**INSTRUCTION**
Repeat what the lines below say, word for word, and skip every image.

**PROVIDED DATA**

----------------------------------------

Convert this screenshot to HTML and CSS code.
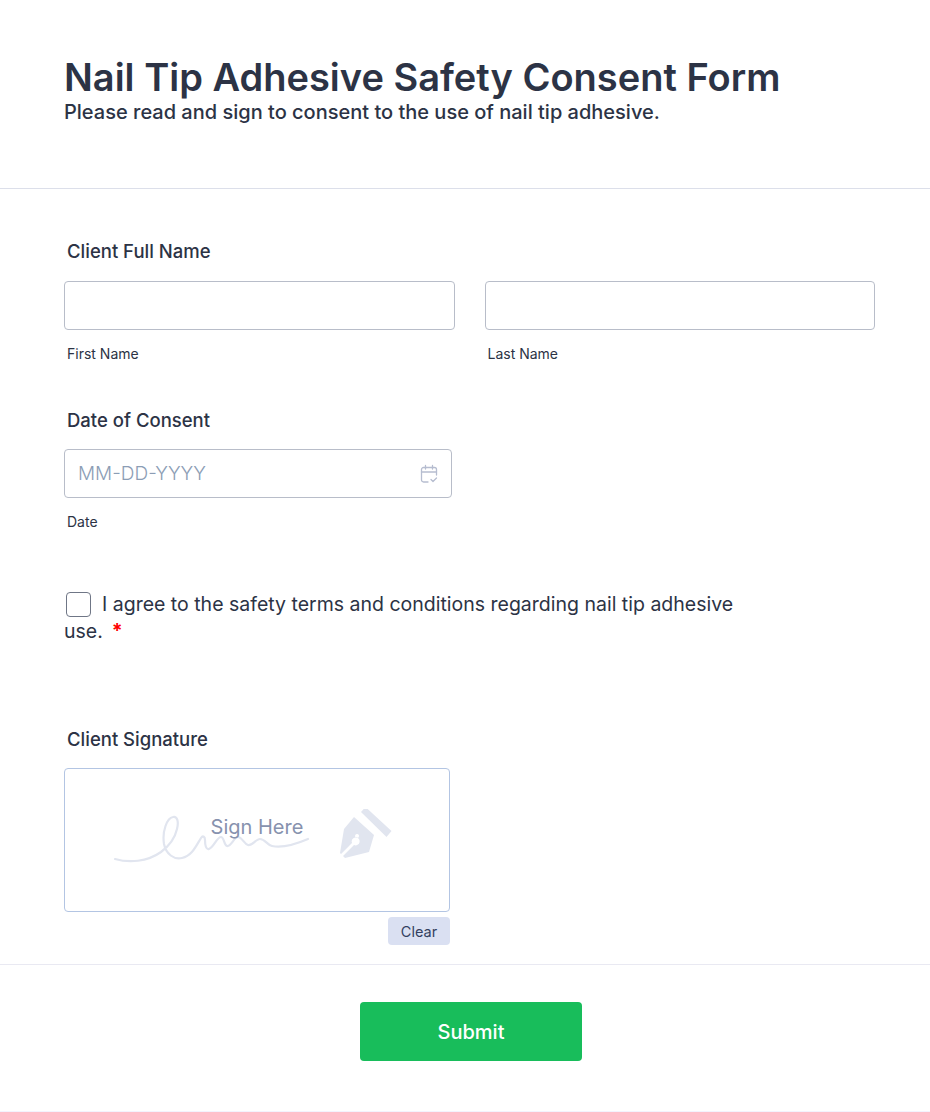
FILE: index.html
```html
<!DOCTYPE html>
<html lang="en">
<head>
<meta charset="utf-8">
<title>Nail Tip Adhesive Safety Consent Form</title>
<link rel="stylesheet" href="styles.css">
</head>
<body>
<main class="form">
  <header class="head">
    <h1>Nail Tip Adhesive Safety Consent Form</h1>
    <p class="sub">Please read and sign to consent to the use of nail tip adhesive.</p>
  </header>
  <section class="body">
    <div class="field name-field">
      <div class="label">Client Full Name</div>
      <div class="name-row">
        <div class="col"><div class="input"></div><div class="hint">First Name</div></div>
        <div class="col"><div class="input"></div><div class="hint">Last Name</div></div>
      </div>
    </div>
    <div class="field date-field">
      <div class="label">Date of Consent</div>
      <div class="input date">
        <span class="ph">MM-DD-YYYY</span>
        <svg class="cal" width="20" height="20" viewBox="0 0 20 20" fill="none" stroke="#b6bdd0" stroke-width="1.3" stroke-linecap="round" stroke-linejoin="round">
          <path d="M9 18H4.5A2 2 0 0 1 2.5 16V5.5a2 2 0 0 1 2-2h11a2 2 0 0 1 2 2V11"/>
          <path d="M2.5 8h15M6.5 1.5v3.5M13.5 1.5v3.5"/>
          <path d="M12 15.5l2 2 3.5-3.5"/>
        </svg>
      </div>
      <div class="hint">Date</div>
    </div>
    <div class="consent">
      <span class="box"></span><span class="consent-text">I agree to the safety terms and conditions regarding nail tip adhesive use.<span class="req">*</span></span>
    </div>
    <div class="field sig-field">
      <div class="label">Client Signature</div>
      <div class="sig">
        <svg class="sig-art" width="282" height="60" viewBox="0 0 282 60" fill="none">
          <path d="M1 50c14 4 32 3 46-7 8-6 14-14 16-23 2-8 0-13-4-12-6 1-11 14-9 27 2 10 10 16 18 14 10-2 14-12 19-20 2-3 4-1 4 2 0 5 1 10 4 9 5-2 8-12 12-12 3 0 3 8 6 9 4 1 7-9 11-9 4 0 6 7 10 8 4 1 8-6 12-6 5 0 7 6 12 7 9 2 22-1 36-7" stroke="#e1e5ef" stroke-width="2.2" stroke-linecap="round"/>
          <path d="M241 3l4.500-5 26 24-5 6z" fill="#e1e5ef" transform="translate(6 0)"/>
          <path fill-rule="evenodd" d="M246 10l20 18-5 17-24 6 -2-2 11-11a4 4 0 1 0-2-2l-11 11-1-1 4-24zm3 17a2 2 0 1 0 .1 0z" fill="#e1e5ef" transform="translate(-6 -2)"/>
        </svg>
        <span class="sign-here">Sign Here</span>
      </div>
      <div class="clear-row"><button class="clear" type="button">Clear</button></div>
    </div>
  </section>
  <footer class="foot"><button class="submit" type="button">Submit</button></footer>
</main>
</body>
</html>
```
FILE: styles.css
```css
* { box-sizing: border-box; }
html, body { margin: 0; padding: 0; background: #fff; }
body { font-family: Inter, "Liberation Sans", sans-serif; color: #2c3345; }
.form { width: 930px; height: 1112px; border-bottom: 1px solid #f3f3fe; }
.head { height: 189px; padding: 53px 64px 0; border-bottom: 1px solid #dcdfea; }
h1 { margin: 0; font-size: 38px; line-height: 48px; font-weight: 600; }
.sub { margin: 0; font-size: 20px; line-height: 28px; font-weight: 500; margin-top: -3px; }
.body { padding: 0 55px 0 64px; height: 776px; border-bottom: 1px solid #e9e9f2; }
.label { font-size: 18.500px; line-height: 24px; font-weight: 500; padding-left: 3px; }
.name-field { padding-top: 50px; }
.name-row { display: flex; gap: 30px; margin-top: 18px; }
.col { width: 391px; }
.input { height: 49px; border: 1px solid #b8bdc9; border-radius: 4px; background: #fff; }
.hint { font-size: 14px; line-height: 18px; margin-top: 15px; padding-left: 3px; }
.date-field { margin-top: 45px; }
.date-field .label { margin-bottom: 17px; }
.date { width: 388px; display: flex; align-items: center; justify-content: space-between; padding: 0 12px 0 13px; }
.ph { font-size: 19px; color: #8c9db5; font-weight: 300; }
.consent { margin-top: 60px; width: 700px; font-size: 19.500px; line-height: 27px; }
.box { display: inline-block; width: 25px; height: 25px; border: 1.500px solid #6f7686; border-radius: 4px; margin: 0 11px 0 2px; vertical-align: -6px; }
.req { color: #f00; margin-left: 9px; font-weight: 700; }
.sig-field { margin-top: 82px; }
.sig-field .label { margin-bottom: 17px; }
.sig { position: relative; width: 386px; height: 144px; border: 1px solid #b3c5e3; border-radius: 4px; }
.sig-art { position: absolute; left: 49px; top: 40px; }
.sign-here { position: absolute; left: 0; right: 0; top: 44px; text-align: center; font-size: 20px; line-height: 28px; color: #8792ae; }
.clear-row { width: 386px; display: flex; justify-content: flex-end; margin-top: 5px; }
.clear { width: 62px; height: 28px; border: 0; border-radius: 4px; background: #dae0f2; color: #33405f; font: 400 14.500px Inter, sans-serif; padding: 0; }
.foot { display: flex; padding: 37px 0 0 360px; }
.submit { width: 222px; height: 59px; border: 0; border-radius: 4px; background: #18bd5b; color: #fff; font: 500 20px Inter, sans-serif; padding: 0; }
```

----------------------------------------

**RESULT BELOW**
Convert this screenshot to HTML and CSS code.
FILE: index.html
```html
<!DOCTYPE html>
<html lang="en">
<head>
<meta charset="utf-8">
<title>Nail Tip Adhesive Safety Consent Form</title>
<link rel="stylesheet" href="styles.css">
</head>
<body>
<main class="form">
  <header class="head">
    <h1>Nail Tip Adhesive Safety Consent Form</h1>
    <p class="sub">Please read and sign to consent to the use of nail tip adhesive.</p>
  </header>
  <section class="body">
    <div class="field name-field">
      <div class="label">Client Full Name</div>
      <div class="name-row">
        <div class="col"><div class="input"></div><div class="hint">First Name</div></div>
        <div class="col"><div class="input"></div><div class="hint">Last Name</div></div>
      </div>
    </div>
    <div class="field date-field">
      <div class="label">Date of Consent</div>
      <div class="input date">
        <span class="ph">MM-DD-YYYY</span>
        <svg class="cal" width="20" height="20" viewBox="0 0 20 20" fill="none" stroke="#b6bdd0" stroke-width="1.3" stroke-linecap="round" stroke-linejoin="round">
          <path d="M9 18H4.5A2 2 0 0 1 2.5 16V5.5a2 2 0 0 1 2-2h11a2 2 0 0 1 2 2V11"/>
          <path d="M2.5 8h15M6.5 1.5v3.5M13.5 1.5v3.5"/>
          <path d="M12 15.5l2 2 3.5-3.5"/>
        </svg>
      </div>
      <div class="hint">Date</div>
    </div>
    <div class="consent">
      <span class="box"></span><span class="consent-text">I agree to the safety terms and conditions regarding nail tip adhesive use.<span class="req">*</span></span>
    </div>
    <div class="field sig-field">
      <div class="label">Client Signature</div>
      <div class="sig">
        <svg class="sig-art" width="282" height="60" viewBox="0 0 282 60" fill="none">
          <path d="M1 50c14 4 32 3 46-7 8-6 14-14 16-23 2-8 0-13-4-12-6 1-11 14-9 27 2 10 10 16 18 14 10-2 14-12 19-20 2-3 4-1 4 2 0 5 1 10 4 9 5-2 8-12 12-12 3 0 3 8 6 9 4 1 7-9 11-9 4 0 6 7 10 8 4 1 8-6 12-6 5 0 7 6 12 7 9 2 22-1 36-7" stroke="#e1e5ef" stroke-width="2.2" stroke-linecap="round"/>
          <path d="M241 3l4.500-5 26 24-5 6z" fill="#e1e5ef" transform="translate(6 0)"/>
          <path fill-rule="evenodd" d="M246 10l20 18-5 17-24 6 -2-2 11-11a4 4 0 1 0-2-2l-11 11-1-1 4-24zm3 17a2 2 0 1 0 .1 0z" fill="#e1e5ef" transform="translate(-6 -2)"/>
        </svg>
        <span class="sign-here">Sign Here</span>
      </div>
      <div class="clear-row"><button class="clear" type="button">Clear</button></div>
    </div>
  </section>
  <footer class="foot"><button class="submit" type="button">Submit</button></footer>
</main>
</body>
</html>
```
FILE: styles.css
```css
* { box-sizing: border-box; }
html, body { margin: 0; padding: 0; background: #fff; }
body { font-family: Inter, "Liberation Sans", sans-serif; color: #2c3345; }
.form { width: 930px; height: 1112px; border-bottom: 1px solid #f3f3fe; }
.head { height: 189px; padding: 53px 64px 0; border-bottom: 1px solid #dcdfea; }
h1 { margin: 0; font-size: 38px; line-height: 48px; font-weight: 600; }
.sub { margin: 0; font-size: 20px; line-height: 28px; font-weight: 500; margin-top: -3px; }
.body { padding: 0 55px 0 64px; height: 776px; border-bottom: 1px solid #e9e9f2; }
.label { font-size: 18.500px; line-height: 24px; font-weight: 500; padding-left: 3px; }
.name-field { padding-top: 50px; }
.name-row { display: flex; gap: 30px; margin-top: 18px; }
.col { width: 391px; }
.input { height: 49px; border: 1px solid #b8bdc9; border-radius: 4px; background: #fff; }
.hint { font-size: 14px; line-height: 18px; margin-top: 15px; padding-left: 3px; }
.date-field { margin-top: 45px; }
.date-field .label { margin-bottom: 17px; }
.date { width: 388px; display: flex; align-items: center; justify-content: space-between; padding: 0 12px 0 13px; }
.ph { font-size: 19px; color: #8c9db5; font-weight: 300; }
.consent { margin-top: 60px; width: 700px; font-size: 19.500px; line-height: 27px; }
.box { display: inline-block; width: 25px; height: 25px; border: 1.500px solid #6f7686; border-radius: 4px; margin: 0 11px 0 2px; vertical-align: -6px; }
.req { color: #f00; margin-left: 9px; font-weight: 700; }
.sig-field { margin-top: 82px; }
.sig-field .label { margin-bottom: 17px; }
.sig { position: relative; width: 386px; height: 144px; border: 1px solid #b3c5e3; border-radius: 4px; }
.sig-art { position: absolute; left: 49px; top: 40px; }
.sign-here { position: absolute; left: 0; right: 0; top: 44px; text-align: center; font-size: 20px; line-height: 28px; color: #8792ae; }
.clear-row { width: 386px; display: flex; justify-content: flex-end; margin-top: 5px; }
.clear { width: 62px; height: 28px; border: 0; border-radius: 4px; background: #dae0f2; color: #33405f; font: 400 14.500px Inter, sans-serif; padding: 0; }
.foot { display: flex; padding: 37px 0 0 360px; }
.submit { width: 222px; height: 59px; border: 0; border-radius: 4px; background: #18bd5b; color: #fff; font: 500 20px Inter, sans-serif; padding: 0; }
```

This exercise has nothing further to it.